_Given problem_
Skip all pictures, then print the remaining material exactly.
** Begin **
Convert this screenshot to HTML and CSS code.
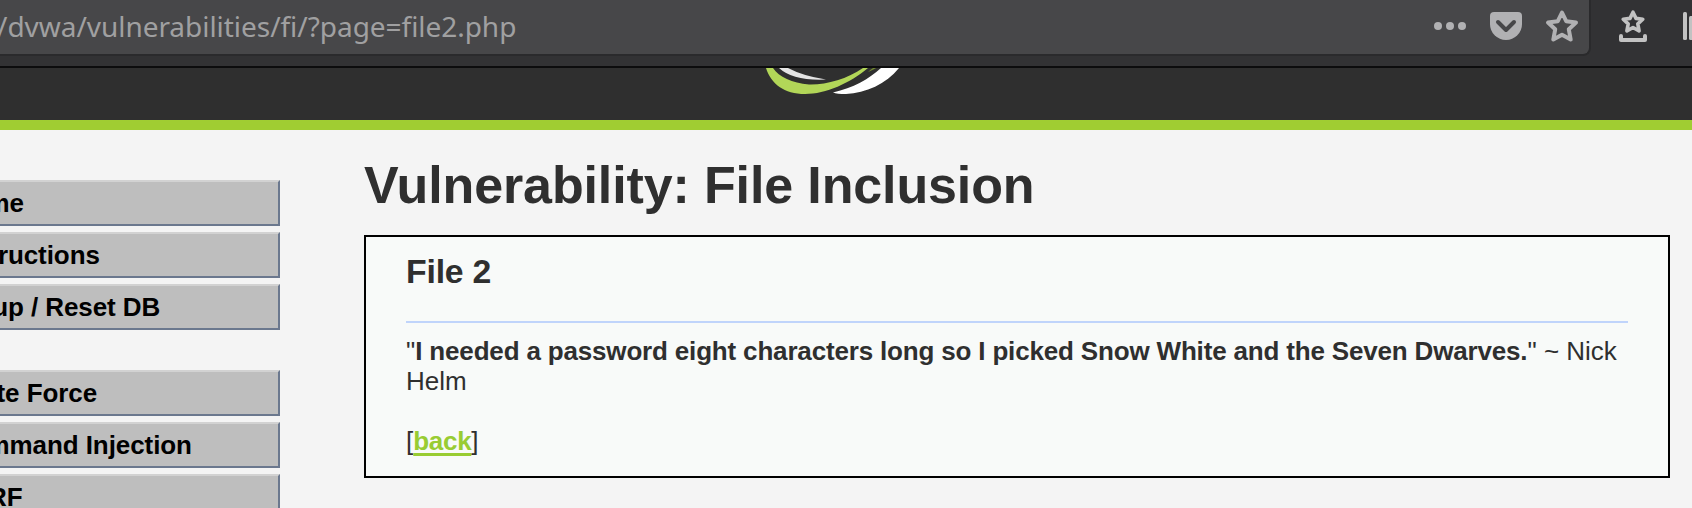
FILE: index.html
```html
<!DOCTYPE html>
<html lang="en">
<head>
<meta charset="utf-8">
<title>Vulnerability: File Inclusion</title>
<link rel="stylesheet" href="styles.css">
</head>
<body>
<div class="toolbar">
  <div class="urlbar">
    <span class="url">/dvwa/vulnerabilities/fi/?page=file2.php</span>
    <svg class="url-icons" width="152" height="54" viewBox="1430 0 152 54">
      <g fill="#b1b1b3"><circle cx="1437" cy="26" r="4"/><circle cx="1449" cy="26" r="4"/><circle cx="1461" cy="26" r="4"/>
      <path d="M1493 12h24q4 0 4 4v8a16 16 0 0 1-32 0v-8q0-4 4-4z"/></g>
      <path d="M1497 22l8 8 8-8" fill="none" stroke="#474749" stroke-width="4" stroke-linecap="round" stroke-linejoin="round"/>
      <path d="M1561 12.5l4.2 8.7 9.8 1.3-7.2 6.8 1.9 10.2-8.7-4.8-8.7 4.8 1.9-10.2-7.2-6.8 9.8-1.3z" fill="none" stroke="#b1b1b3" stroke-width="4" stroke-linejoin="round"/>
    </svg>
  </div>
  <svg class="tool-icons" width="101" height="66" viewBox="1591 0 101 66">
    <path d="M1633 12.2l3 6.2 6.8.9-5 4.6 1.3 7-6.1-3.4-6.1 3.4 1.3-7-5-4.6 6.8-.9z" fill="none" stroke="#c2c2c2" stroke-width="3.6" stroke-linejoin="round"/>
    <path d="M1621 36v4h24v-4" fill="none" stroke="#c2c2c2" stroke-width="4" stroke-linecap="round" stroke-linejoin="round"/>
    <rect x="1683" y="12" width="4" height="28" rx="1.5" fill="#c2c2c2"/><rect x="1689" y="16" width="4" height="24" rx="1.5" fill="#c2c2c2"/>
  </svg>
</div>
<header class="header">
  <svg class="logo" width="150" height="28" viewBox="760 68 150 28">
    <path d="M766 68C771 84 784 94 805 94C826 94 850 83 868 68L863 68C847 79 826 85 809 84.500C792 83 779 77 773 68Z" fill="#b2d658"/>
    <path d="M868 72Q873 70 877 67.500L874 67.500Q871 69 868 72Z" fill="#71882f"/>
    <path d="M779 68Q793 81 826 79.500Q803 76 788 68Z" fill="#e4e4e4"/>
    <path d="M881 68C869 79 853 88 833 92.500Q837 94 846 94C866 93 886 84 899 68Z" fill="#fff"/>
  </svg>
</header>
<div class="page">
  <nav class="menu">
    <ul class="group"><li>Home</li><li>Instructions</li><li>Setup / Reset DB</li></ul>
    <ul class="group"><li>Brute Force</li><li>Command Injection</li><li>CSRF</li></ul>
  </nav>
  <main class="content">
    <h1>Vulnerability: File Inclusion</h1>
    <section class="panel">
      <h2>File 2</h2>
      <hr>
      <p>"<b>I needed a password eight characters long so I picked Snow White and the Seven Dwarves.</b>" ~ Nick Helm</p>
      <p class="links">[<a href="#">back</a>]</p>
    </section>
  </main>
</div>
</body>
</html>
```
FILE: styles.css
```css
* { box-sizing: border-box; }
body {
  margin: 0;
  height: 508px;
  overflow: hidden;
  background: #f4f4f4;
  color: #2f2f2f;
  font: 26px/30px "Liberation Sans", Arial, sans-serif;
}
.toolbar {
  display: flex;
  height: 68px;
  background: #323234;
  border-bottom: 2px solid #0c0c0d;
}
.urlbar {
  display: flex;
  justify-content: space-between;
  width: 1591px;
  height: 56px;
  padding-right: 6.5px;
  background: #474749;
  border-right: 2px solid #2a2a2c;
  border-bottom: 2px solid #2a2a2c;
  border-bottom-right-radius: 8px;
}
.url {
  margin-left: -3px;
  color: #a0a0a1;
  font: 28px/52px "Noto Sans", sans-serif;
  letter-spacing: -0.04px;
  white-space: nowrap;
}
.header {
  display: flex;
  height: 62px;
  padding-left: 760px;
  background: #2f2f2f;
  border-bottom: 10px solid #a0cd32;
}
.page { display: flex; }
.menu {
  display: flex;
  flex-direction: column;
  gap: 40px;
  width: 340px;
  margin-left: -60px;
  padding-top: 50px;
}
.group {
  display: flex;
  flex-direction: column;
  gap: 6px;
  margin: 0;
  padding: 0;
  list-style: none;
}
.group li {
  height: 46px;
  padding: 6px 10px;
  background: #bebebe;
  border: 2px solid #6b788e;
  border-top-color: #d2d2d2;
  color: #000;
  font-weight: bold;
  letter-spacing: -0.08px;
}
.content {
  width: 1306px;
  margin-left: 84px;
  padding-top: 25px;
}
h1 {
  margin: 0;
  font-size: 52px;
  line-height: 60px;
  letter-spacing: -0.13px;
}
.panel {
  height: 243px;
  margin-top: 20px;
  padding: 14px 40px;
  background: #f8faf9;
  border: 2px solid #000;
}
h2 {
  margin: 0;
  font-size: 33.8px;
  line-height: 40px;
  letter-spacing: -0.2px;
}
hr {
  height: 2px;
  margin: 30px 0 13px;
  border: 0;
  background: #c0d4fb;
}
p { margin: 0; }
b { letter-spacing: -0.17px; }
.links { margin-top: 30px; }
a {
  color: #99cc33;
  font-weight: bold;
  letter-spacing: -0.3px;
  text-decoration-thickness: 3px;
  text-underline-offset: 3px;
  text-decoration-skip-ink: none;
}
```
** End **
_Exercise response_
Convert this screenshot to HTML and CSS code.
FILE: index.html
```html
<!DOCTYPE html>
<html lang="en">
<head>
<meta charset="utf-8">
<title>Vulnerability: File Inclusion</title>
<link rel="stylesheet" href="styles.css">
</head>
<body>
<div class="toolbar">
  <div class="urlbar">
    <span class="url">/dvwa/vulnerabilities/fi/?page=file2.php</span>
    <svg class="url-icons" width="152" height="54" viewBox="1430 0 152 54">
      <g fill="#b1b1b3"><circle cx="1437" cy="26" r="4"/><circle cx="1449" cy="26" r="4"/><circle cx="1461" cy="26" r="4"/>
      <path d="M1493 12h24q4 0 4 4v8a16 16 0 0 1-32 0v-8q0-4 4-4z"/></g>
      <path d="M1497 22l8 8 8-8" fill="none" stroke="#474749" stroke-width="4" stroke-linecap="round" stroke-linejoin="round"/>
      <path d="M1561 12.5l4.2 8.7 9.8 1.3-7.2 6.8 1.9 10.2-8.7-4.8-8.7 4.8 1.9-10.2-7.2-6.8 9.8-1.3z" fill="none" stroke="#b1b1b3" stroke-width="4" stroke-linejoin="round"/>
    </svg>
  </div>
  <svg class="tool-icons" width="101" height="66" viewBox="1591 0 101 66">
    <path d="M1633 12.2l3 6.2 6.8.9-5 4.6 1.3 7-6.1-3.4-6.1 3.4 1.3-7-5-4.6 6.8-.9z" fill="none" stroke="#c2c2c2" stroke-width="3.6" stroke-linejoin="round"/>
    <path d="M1621 36v4h24v-4" fill="none" stroke="#c2c2c2" stroke-width="4" stroke-linecap="round" stroke-linejoin="round"/>
    <rect x="1683" y="12" width="4" height="28" rx="1.5" fill="#c2c2c2"/><rect x="1689" y="16" width="4" height="24" rx="1.5" fill="#c2c2c2"/>
  </svg>
</div>
<header class="header">
  <svg class="logo" width="150" height="28" viewBox="760 68 150 28">
    <path d="M766 68C771 84 784 94 805 94C826 94 850 83 868 68L863 68C847 79 826 85 809 84.500C792 83 779 77 773 68Z" fill="#b2d658"/>
    <path d="M868 72Q873 70 877 67.500L874 67.500Q871 69 868 72Z" fill="#71882f"/>
    <path d="M779 68Q793 81 826 79.500Q803 76 788 68Z" fill="#e4e4e4"/>
    <path d="M881 68C869 79 853 88 833 92.500Q837 94 846 94C866 93 886 84 899 68Z" fill="#fff"/>
  </svg>
</header>
<div class="page">
  <nav class="menu">
    <ul class="group"><li>Home</li><li>Instructions</li><li>Setup / Reset DB</li></ul>
    <ul class="group"><li>Brute Force</li><li>Command Injection</li><li>CSRF</li></ul>
  </nav>
  <main class="content">
    <h1>Vulnerability: File Inclusion</h1>
    <section class="panel">
      <h2>File 2</h2>
      <hr>
      <p>"<b>I needed a password eight characters long so I picked Snow White and the Seven Dwarves.</b>" ~ Nick Helm</p>
      <p class="links">[<a href="#">back</a>]</p>
    </section>
  </main>
</div>
</body>
</html>
```
FILE: styles.css
```css
* { box-sizing: border-box; }
body {
  margin: 0;
  height: 508px;
  overflow: hidden;
  background: #f4f4f4;
  color: #2f2f2f;
  font: 26px/30px "Liberation Sans", Arial, sans-serif;
}
.toolbar {
  display: flex;
  height: 68px;
  background: #323234;
  border-bottom: 2px solid #0c0c0d;
}
.urlbar {
  display: flex;
  justify-content: space-between;
  width: 1591px;
  height: 56px;
  padding-right: 6.5px;
  background: #474749;
  border-right: 2px solid #2a2a2c;
  border-bottom: 2px solid #2a2a2c;
  border-bottom-right-radius: 8px;
}
.url {
  margin-left: -3px;
  color: #a0a0a1;
  font: 28px/52px "Noto Sans", sans-serif;
  letter-spacing: -0.04px;
  white-space: nowrap;
}
.header {
  display: flex;
  height: 62px;
  padding-left: 760px;
  background: #2f2f2f;
  border-bottom: 10px solid #a0cd32;
}
.page { display: flex; }
.menu {
  display: flex;
  flex-direction: column;
  gap: 40px;
  width: 340px;
  margin-left: -60px;
  padding-top: 50px;
}
.group {
  display: flex;
  flex-direction: column;
  gap: 6px;
  margin: 0;
  padding: 0;
  list-style: none;
}
.group li {
  height: 46px;
  padding: 6px 10px;
  background: #bebebe;
  border: 2px solid #6b788e;
  border-top-color: #d2d2d2;
  color: #000;
  font-weight: bold;
  letter-spacing: -0.08px;
}
.content {
  width: 1306px;
  margin-left: 84px;
  padding-top: 25px;
}
h1 {
  margin: 0;
  font-size: 52px;
  line-height: 60px;
  letter-spacing: -0.13px;
}
.panel {
  height: 243px;
  margin-top: 20px;
  padding: 14px 40px;
  background: #f8faf9;
  border: 2px solid #000;
}
h2 {
  margin: 0;
  font-size: 33.8px;
  line-height: 40px;
  letter-spacing: -0.2px;
}
hr {
  height: 2px;
  margin: 30px 0 13px;
  border: 0;
  background: #c0d4fb;
}
p { margin: 0; }
b { letter-spacing: -0.17px; }
.links { margin-top: 30px; }
a {
  color: #99cc33;
  font-weight: bold;
  letter-spacing: -0.3px;
  text-decoration-thickness: 3px;
  text-underline-offset: 3px;
  text-decoration-skip-ink: none;
}
```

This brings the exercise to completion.